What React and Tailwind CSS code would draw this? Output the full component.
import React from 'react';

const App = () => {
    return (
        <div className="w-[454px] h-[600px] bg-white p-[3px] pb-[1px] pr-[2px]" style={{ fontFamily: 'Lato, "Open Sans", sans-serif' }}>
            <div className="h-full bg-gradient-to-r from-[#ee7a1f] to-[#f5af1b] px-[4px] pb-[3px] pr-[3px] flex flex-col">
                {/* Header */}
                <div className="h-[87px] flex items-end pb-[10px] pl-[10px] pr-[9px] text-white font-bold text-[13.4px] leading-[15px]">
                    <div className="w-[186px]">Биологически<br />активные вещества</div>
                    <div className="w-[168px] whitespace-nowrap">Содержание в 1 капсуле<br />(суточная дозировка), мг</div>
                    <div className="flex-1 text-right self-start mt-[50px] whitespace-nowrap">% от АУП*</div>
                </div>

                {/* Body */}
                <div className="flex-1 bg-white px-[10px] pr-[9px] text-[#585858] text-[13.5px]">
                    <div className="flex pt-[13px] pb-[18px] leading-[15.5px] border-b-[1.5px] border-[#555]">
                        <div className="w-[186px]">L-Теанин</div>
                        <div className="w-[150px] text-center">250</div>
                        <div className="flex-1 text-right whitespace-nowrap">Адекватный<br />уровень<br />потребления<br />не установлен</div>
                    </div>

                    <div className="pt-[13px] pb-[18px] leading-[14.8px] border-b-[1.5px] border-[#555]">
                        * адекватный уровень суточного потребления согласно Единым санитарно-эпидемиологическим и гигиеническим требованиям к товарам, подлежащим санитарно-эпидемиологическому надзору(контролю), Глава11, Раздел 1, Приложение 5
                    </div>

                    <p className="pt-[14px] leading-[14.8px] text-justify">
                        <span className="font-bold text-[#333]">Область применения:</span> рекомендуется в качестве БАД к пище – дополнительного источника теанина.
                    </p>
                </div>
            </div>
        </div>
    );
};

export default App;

◆ Exercise instructions
Print only the lines from the top of the data above down to the line holding "import React from 'react';", inclusive.

◆ Response to this exercise
What React and Tailwind CSS code would draw this? Output the full component.
import React from 'react';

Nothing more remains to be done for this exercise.